Security services and law enforcement will receive new surveillance powers. And, under the provisions of the Investigatory Powers Bill draft that was announced by UK home secretary Theresa May earlier this spring, these new powers will allow officials to access and search users’ personal Internet history.

May told the House of Commons that, “The task of law enforcement and security and intelligence agencies has become vastly more demanding in this digital age. It is right that those protecting us have the powers they need to do so but it is the role of government and Parliament to ensure there are limits to those powers.”

The bill proposes to require communications firms, such as broadband companies, to hold and store basic details of the services that individuals have accessed online. The proposed stored details include schedules of websites that people visit and the identity and frequency people visit apps accessed through tablets and smartphones.

What the government has not said is how expensive it will be to implement this law. Consumers’ broadband bills will go up exponentially – thereby essentially paying for the government to spy on them.

In fact, experts from various Internet services providers (ISP) told government officials that the implementation cost to make ISPs store communications data for up to one year is likely to be much more than the government’s budgeted $266 million.

The chief executive of ISP Gigaclear, Matthew Hare, and the chair of the Internet Service Providers’ Association (ISPA), James Blessing, also warned the Commons’ science and technology committee of the technical hurdles and challenges the government would have to overcome to implement the bill.

Hare stated that, “On a typical 1 gigabit connection we see over 15TB of data per year passing over that connection … If you say that a proportion of that is going to be the communications data, it’s going to be the most massive amount of data that you’d be expected to keep in the future.
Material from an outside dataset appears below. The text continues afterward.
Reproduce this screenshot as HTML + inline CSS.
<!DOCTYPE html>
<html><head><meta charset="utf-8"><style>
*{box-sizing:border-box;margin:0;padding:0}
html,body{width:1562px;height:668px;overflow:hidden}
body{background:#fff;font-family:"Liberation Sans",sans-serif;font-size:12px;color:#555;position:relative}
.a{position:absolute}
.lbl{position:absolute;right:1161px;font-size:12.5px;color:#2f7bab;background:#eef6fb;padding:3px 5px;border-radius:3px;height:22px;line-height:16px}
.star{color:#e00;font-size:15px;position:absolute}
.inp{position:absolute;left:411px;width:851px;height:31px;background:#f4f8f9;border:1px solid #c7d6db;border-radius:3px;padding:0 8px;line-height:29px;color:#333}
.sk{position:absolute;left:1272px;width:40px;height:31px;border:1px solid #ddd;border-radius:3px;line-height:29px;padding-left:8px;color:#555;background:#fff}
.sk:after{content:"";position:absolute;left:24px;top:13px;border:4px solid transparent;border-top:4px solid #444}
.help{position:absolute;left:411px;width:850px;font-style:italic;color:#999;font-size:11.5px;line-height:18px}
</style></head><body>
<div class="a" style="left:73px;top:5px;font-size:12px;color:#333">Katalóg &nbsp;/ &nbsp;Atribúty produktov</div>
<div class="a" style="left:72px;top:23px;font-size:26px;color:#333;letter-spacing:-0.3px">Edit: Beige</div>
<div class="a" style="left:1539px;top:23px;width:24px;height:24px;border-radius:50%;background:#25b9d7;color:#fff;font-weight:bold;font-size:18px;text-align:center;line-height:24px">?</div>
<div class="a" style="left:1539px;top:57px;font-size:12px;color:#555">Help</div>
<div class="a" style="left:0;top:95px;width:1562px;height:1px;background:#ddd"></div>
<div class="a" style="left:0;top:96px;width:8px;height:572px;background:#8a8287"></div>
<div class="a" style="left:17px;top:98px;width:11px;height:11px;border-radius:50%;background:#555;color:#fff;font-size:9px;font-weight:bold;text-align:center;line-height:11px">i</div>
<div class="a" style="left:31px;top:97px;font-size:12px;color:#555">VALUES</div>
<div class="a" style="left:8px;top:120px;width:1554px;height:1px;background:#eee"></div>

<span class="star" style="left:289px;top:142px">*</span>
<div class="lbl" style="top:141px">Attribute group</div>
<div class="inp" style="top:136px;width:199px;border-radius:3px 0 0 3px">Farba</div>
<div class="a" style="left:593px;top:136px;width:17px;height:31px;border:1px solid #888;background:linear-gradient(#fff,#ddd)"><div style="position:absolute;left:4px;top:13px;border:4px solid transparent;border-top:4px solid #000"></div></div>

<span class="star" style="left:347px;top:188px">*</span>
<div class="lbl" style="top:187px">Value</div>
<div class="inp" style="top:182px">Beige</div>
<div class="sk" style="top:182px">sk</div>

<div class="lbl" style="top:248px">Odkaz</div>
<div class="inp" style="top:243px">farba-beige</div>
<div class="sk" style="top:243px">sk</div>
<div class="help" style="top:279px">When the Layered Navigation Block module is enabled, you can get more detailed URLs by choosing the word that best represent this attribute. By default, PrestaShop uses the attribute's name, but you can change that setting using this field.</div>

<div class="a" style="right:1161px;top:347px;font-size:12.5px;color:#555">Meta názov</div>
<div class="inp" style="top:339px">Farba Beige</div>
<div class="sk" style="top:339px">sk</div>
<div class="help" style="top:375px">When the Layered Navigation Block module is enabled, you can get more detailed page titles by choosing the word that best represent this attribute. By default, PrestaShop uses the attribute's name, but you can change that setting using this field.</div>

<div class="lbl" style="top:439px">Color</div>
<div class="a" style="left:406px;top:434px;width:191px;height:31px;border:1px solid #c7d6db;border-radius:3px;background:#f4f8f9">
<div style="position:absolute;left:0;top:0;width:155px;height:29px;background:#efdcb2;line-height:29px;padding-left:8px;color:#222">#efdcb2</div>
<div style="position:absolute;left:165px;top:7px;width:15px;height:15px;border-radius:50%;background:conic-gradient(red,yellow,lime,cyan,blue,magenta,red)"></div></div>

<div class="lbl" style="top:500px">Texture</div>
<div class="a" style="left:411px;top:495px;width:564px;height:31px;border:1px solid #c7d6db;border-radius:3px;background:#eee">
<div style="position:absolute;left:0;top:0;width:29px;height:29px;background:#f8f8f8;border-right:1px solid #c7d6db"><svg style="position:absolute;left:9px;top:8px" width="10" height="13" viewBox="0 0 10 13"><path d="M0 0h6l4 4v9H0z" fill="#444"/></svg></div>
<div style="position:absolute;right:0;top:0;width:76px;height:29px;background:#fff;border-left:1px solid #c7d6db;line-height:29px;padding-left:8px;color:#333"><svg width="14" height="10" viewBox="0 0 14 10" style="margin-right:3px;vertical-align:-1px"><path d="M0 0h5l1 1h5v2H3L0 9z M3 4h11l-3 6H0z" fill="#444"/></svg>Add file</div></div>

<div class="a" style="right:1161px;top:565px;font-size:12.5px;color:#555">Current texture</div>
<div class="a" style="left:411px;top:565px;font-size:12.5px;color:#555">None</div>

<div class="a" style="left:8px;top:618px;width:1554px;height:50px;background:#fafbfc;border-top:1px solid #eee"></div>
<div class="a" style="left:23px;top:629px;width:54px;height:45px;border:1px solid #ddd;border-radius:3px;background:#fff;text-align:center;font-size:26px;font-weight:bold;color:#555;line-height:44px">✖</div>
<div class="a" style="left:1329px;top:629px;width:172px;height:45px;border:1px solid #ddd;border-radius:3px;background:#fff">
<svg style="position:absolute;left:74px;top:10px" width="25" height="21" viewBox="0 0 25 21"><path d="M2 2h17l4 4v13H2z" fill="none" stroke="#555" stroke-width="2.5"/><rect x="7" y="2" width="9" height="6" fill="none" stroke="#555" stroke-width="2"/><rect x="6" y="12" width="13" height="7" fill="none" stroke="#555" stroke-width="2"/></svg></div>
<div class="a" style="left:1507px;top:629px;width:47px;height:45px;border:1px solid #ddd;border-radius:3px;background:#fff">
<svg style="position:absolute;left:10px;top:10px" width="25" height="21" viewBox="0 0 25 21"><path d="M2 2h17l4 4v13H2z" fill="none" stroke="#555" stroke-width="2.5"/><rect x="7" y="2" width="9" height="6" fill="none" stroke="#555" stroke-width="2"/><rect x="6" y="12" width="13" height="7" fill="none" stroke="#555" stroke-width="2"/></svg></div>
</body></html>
The indiscriminate collection of mass data is going to have a massive cost.”

When asked about the feasibility of the collection regime, Blessing responded that ISPs would “find it very feasible – with an infinite budget.”

He further added that, “The bill appears to be limiting the amount of funds available to a figure that we don’t recognize would be suitable for the entire industry to do it. The ongoing costs of looking after the data … will have to come out of price-rises.”
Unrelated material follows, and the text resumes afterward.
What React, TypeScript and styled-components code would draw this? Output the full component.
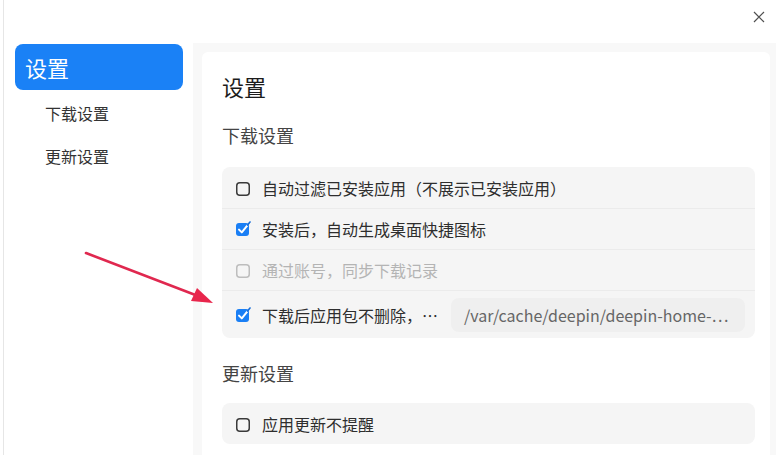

In addition to the costs that consumers will have to cough up, Shaw also warned that, “for UK-based companies that serve non-UK customers, there’s some evidence, from what is happening to Microsoft right now in the US, that that can really undermine the trust of non-UK customers” in the ability of the UK companies to work without the government’s interference.”

Hare echoed those sentiments, “If I was a software business, I would be very worried my customers would not buy my software, because [they] would be worried that there was a backdoor built into this software that would allow the UK to look into my software.”